#### TASK PROMPT
Begin with the first line of the material and write out each line exactly, ending with the line that contains "h-[1792px] overflow-hidden flex". Pictures are not part of the copy.

# start of DATA PROVIDED

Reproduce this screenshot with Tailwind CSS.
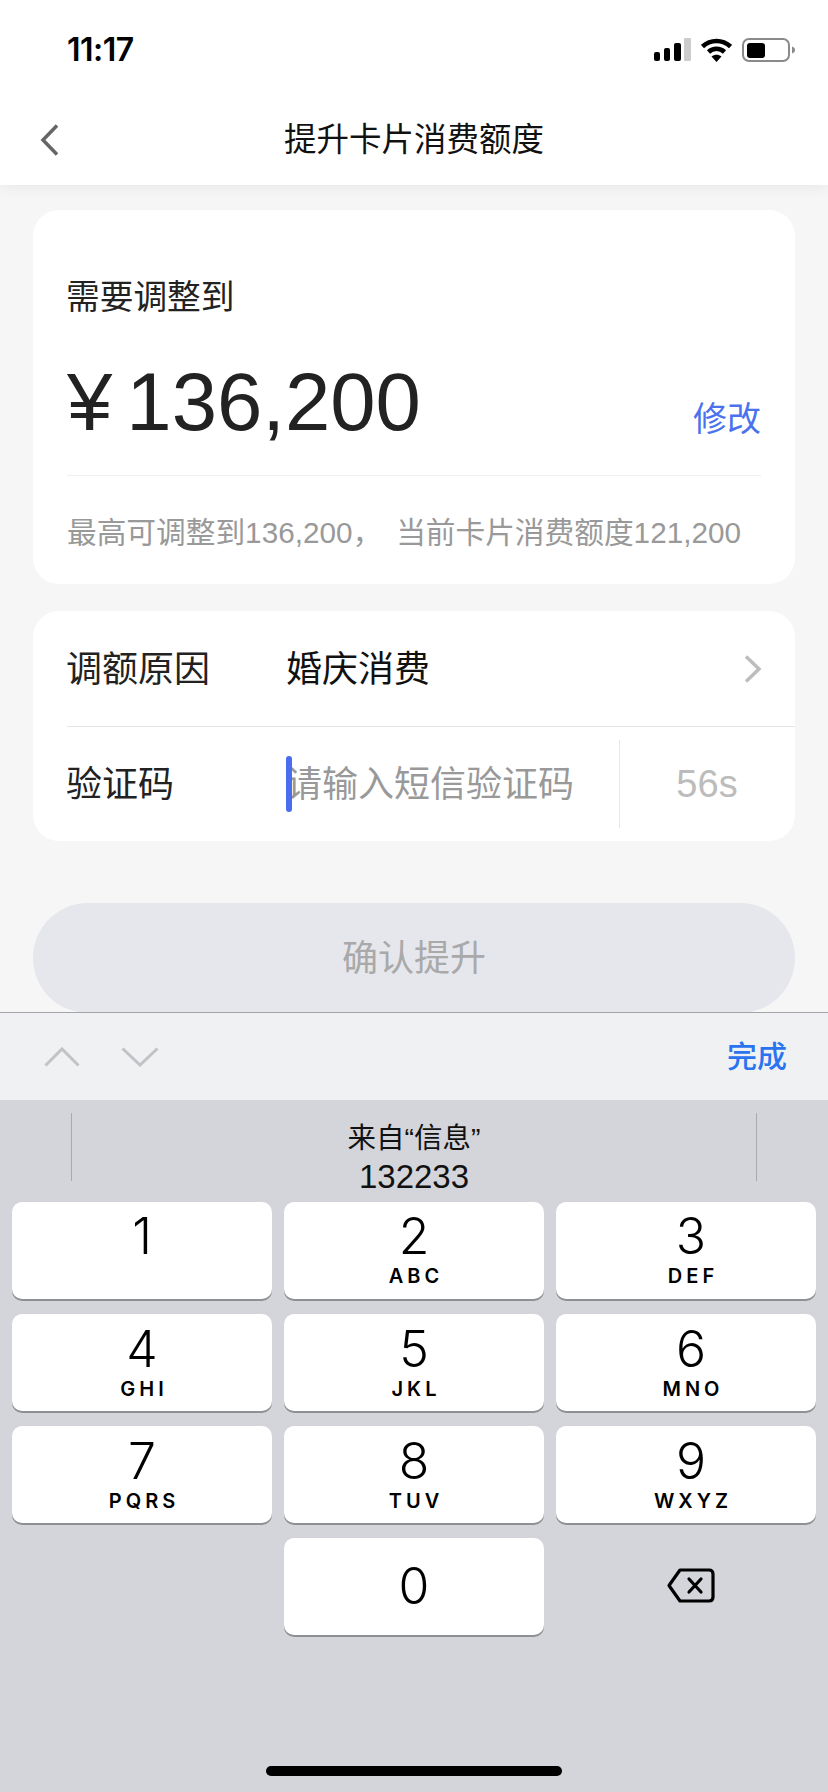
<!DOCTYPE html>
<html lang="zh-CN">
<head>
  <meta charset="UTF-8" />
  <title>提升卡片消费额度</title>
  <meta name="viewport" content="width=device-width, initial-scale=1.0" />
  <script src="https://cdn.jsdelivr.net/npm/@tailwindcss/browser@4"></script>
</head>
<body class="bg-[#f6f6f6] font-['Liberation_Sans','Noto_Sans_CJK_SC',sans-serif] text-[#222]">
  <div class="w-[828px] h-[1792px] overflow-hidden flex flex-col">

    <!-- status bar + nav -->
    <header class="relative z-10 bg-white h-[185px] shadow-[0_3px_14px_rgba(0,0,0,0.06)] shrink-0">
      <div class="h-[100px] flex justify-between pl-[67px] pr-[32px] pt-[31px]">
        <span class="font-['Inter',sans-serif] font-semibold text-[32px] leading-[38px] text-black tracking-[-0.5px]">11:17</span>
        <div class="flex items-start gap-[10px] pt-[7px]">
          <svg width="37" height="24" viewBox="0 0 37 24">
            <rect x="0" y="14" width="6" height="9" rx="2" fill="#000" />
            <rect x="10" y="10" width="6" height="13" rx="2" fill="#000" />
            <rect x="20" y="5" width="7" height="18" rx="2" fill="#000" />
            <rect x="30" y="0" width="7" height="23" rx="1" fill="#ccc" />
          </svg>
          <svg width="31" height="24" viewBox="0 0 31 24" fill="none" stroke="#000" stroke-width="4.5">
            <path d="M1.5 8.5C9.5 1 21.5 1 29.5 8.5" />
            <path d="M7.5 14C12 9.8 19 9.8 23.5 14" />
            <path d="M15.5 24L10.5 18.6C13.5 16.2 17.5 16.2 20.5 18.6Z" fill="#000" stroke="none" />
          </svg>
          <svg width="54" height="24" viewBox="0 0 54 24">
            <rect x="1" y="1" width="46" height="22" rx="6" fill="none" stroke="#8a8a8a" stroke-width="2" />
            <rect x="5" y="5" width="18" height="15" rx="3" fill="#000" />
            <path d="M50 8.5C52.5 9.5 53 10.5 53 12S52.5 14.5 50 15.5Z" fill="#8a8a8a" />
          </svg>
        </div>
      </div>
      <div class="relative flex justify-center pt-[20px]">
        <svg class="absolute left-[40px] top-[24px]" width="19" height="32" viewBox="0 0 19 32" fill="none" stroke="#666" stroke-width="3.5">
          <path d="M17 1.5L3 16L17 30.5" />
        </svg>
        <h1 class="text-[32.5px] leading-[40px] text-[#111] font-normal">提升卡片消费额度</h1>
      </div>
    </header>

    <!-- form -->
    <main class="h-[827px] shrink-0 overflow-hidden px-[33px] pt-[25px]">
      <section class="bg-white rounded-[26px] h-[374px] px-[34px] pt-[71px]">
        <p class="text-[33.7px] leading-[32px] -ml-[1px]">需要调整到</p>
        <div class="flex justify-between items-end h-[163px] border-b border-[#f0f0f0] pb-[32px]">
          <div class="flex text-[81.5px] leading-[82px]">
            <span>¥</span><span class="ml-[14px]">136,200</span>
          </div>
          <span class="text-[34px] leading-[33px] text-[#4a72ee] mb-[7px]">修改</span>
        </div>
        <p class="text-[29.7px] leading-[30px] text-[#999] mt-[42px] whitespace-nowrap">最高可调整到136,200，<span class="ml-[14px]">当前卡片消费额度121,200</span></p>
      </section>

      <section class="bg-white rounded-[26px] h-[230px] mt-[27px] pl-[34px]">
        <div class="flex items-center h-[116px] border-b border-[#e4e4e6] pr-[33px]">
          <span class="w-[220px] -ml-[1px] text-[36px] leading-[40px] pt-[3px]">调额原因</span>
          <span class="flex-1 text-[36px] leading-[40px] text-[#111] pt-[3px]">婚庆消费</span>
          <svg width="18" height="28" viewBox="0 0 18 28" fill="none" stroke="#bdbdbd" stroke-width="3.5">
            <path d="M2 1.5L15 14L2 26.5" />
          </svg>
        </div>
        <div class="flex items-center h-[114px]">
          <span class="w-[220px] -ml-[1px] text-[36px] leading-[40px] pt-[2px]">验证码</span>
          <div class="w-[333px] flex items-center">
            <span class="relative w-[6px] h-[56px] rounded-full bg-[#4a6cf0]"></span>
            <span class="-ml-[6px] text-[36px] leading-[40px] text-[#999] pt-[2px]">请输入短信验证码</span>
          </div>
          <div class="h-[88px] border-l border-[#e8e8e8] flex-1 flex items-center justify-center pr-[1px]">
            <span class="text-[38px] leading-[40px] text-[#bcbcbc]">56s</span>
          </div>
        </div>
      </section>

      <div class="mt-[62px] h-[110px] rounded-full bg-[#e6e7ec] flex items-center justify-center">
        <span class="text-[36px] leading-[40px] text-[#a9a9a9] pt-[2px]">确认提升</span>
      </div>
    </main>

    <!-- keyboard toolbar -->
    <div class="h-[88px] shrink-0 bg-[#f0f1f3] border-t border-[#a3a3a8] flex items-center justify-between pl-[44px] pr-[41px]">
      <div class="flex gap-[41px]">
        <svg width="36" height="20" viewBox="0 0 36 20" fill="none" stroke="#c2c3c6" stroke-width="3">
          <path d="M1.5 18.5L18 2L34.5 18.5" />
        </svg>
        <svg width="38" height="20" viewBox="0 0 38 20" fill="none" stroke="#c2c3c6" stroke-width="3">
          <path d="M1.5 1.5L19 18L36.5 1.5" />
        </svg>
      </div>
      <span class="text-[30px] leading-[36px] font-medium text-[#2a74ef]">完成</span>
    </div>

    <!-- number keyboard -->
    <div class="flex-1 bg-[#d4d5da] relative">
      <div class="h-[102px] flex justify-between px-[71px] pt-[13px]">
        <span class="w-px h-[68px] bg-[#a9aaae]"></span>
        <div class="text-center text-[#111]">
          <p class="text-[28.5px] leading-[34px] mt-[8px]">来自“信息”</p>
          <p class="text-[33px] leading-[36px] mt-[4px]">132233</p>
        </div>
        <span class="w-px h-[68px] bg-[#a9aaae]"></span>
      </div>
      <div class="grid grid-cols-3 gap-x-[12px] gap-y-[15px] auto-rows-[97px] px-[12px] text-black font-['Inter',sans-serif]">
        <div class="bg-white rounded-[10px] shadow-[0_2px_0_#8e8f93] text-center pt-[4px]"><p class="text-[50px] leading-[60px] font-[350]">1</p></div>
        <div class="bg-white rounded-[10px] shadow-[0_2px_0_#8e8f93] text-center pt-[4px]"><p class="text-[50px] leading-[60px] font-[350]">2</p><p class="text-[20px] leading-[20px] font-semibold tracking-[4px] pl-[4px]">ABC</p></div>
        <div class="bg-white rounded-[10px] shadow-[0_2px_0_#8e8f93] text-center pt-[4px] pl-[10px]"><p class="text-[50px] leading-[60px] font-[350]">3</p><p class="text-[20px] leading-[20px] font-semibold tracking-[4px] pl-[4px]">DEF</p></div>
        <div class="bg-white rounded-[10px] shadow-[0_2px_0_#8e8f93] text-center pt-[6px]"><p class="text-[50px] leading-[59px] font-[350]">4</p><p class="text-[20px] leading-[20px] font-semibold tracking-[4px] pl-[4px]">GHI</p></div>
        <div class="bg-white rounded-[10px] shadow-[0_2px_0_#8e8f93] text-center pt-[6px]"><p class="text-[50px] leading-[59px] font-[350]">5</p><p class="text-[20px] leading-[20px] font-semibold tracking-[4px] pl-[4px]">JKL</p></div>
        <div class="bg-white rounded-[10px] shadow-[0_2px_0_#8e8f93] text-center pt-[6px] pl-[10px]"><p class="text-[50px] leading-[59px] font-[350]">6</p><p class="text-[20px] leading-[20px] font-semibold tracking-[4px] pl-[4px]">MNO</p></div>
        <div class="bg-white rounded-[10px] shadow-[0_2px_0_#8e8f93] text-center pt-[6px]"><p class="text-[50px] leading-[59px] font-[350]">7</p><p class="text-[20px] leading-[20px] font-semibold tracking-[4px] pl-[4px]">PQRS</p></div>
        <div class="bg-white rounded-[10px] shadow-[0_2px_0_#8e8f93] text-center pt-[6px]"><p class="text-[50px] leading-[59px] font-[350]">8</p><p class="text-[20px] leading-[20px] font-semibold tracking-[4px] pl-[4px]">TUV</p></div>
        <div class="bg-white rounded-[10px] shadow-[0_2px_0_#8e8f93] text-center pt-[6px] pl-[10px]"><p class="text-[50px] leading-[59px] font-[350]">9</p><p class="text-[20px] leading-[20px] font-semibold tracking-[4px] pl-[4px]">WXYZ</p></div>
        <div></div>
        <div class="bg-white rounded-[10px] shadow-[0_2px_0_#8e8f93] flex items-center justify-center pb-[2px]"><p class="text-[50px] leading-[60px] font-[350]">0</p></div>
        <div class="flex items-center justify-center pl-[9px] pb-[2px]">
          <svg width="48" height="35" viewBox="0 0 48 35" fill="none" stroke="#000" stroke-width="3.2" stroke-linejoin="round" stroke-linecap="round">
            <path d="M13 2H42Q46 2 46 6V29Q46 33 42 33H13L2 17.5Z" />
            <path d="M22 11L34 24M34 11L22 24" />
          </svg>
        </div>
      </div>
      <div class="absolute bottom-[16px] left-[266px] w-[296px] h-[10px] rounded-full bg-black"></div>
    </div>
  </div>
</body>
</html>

# end of DATA PROVIDED

#### RESULT OF THE TASK
Reproduce this screenshot with Tailwind CSS.
<!DOCTYPE html>
<html lang="zh-CN">
<head>
  <meta charset="UTF-8" />
  <title>提升卡片消费额度</title>
  <meta name="viewport" content="width=device-width, initial-scale=1.0" />
  <script src="https://cdn.jsdelivr.net/npm/@tailwindcss/browser@4"></script>
</head>
<body class="bg-[#f6f6f6] font-['Liberation_Sans','Noto_Sans_CJK_SC',sans-serif] text-[#222]">
  <div class="w-[828px] h-[1792px] overflow-hidden flex flex-col">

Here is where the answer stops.